= Shreevatsa (Pune) =

Orphanage in Pune, Maharashtra, India

Shreevatsa is a care centre for the family deprived children which is located in Pune, a city in Maharashtra a western Indian state. The centre offers its orphans for adoption. It is operated by "Society of Friends of Sassoon Hospitals", a charitable organisation associated with Sassoon Hospital, Pune. The centre was established on 6 October 1973, the day of Vijayadashami. 2574 of its orphans were legally adopted into families between 1974 and 2009.

On 5 July 2011, Women and Child Welfare Department of the government of Maharashtra inspected its premises. Four unwed pregnant women were found illegally housed in the centre.

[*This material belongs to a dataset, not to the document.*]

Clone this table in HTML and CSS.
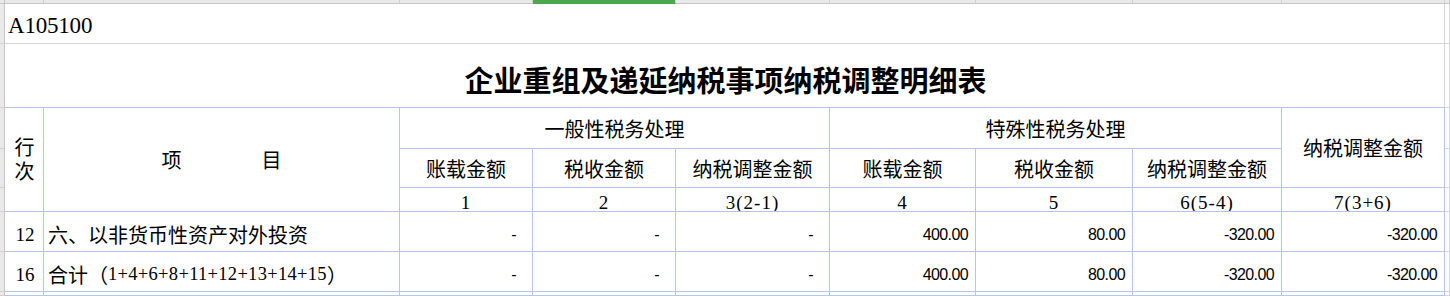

It is considered that unwed mothers would be prone to abandon babies, therefore centres that offer its residents for adoption are not allowed to provide lodging for unwed pregnant women. The centre had its licence to work as an adoption agency temporarily suspended by the Central Adoption Resource Authority in June 2012, in response to complaints regarding overcharging of fees.

In 1982, documentary and feature film director Prakash Jha created a documentary film Shree Vats about the centre. The film has interviews of adoptive families in it.

==Notable former orphans==
- Former Australian international female cricketer Lisa Sthalekar.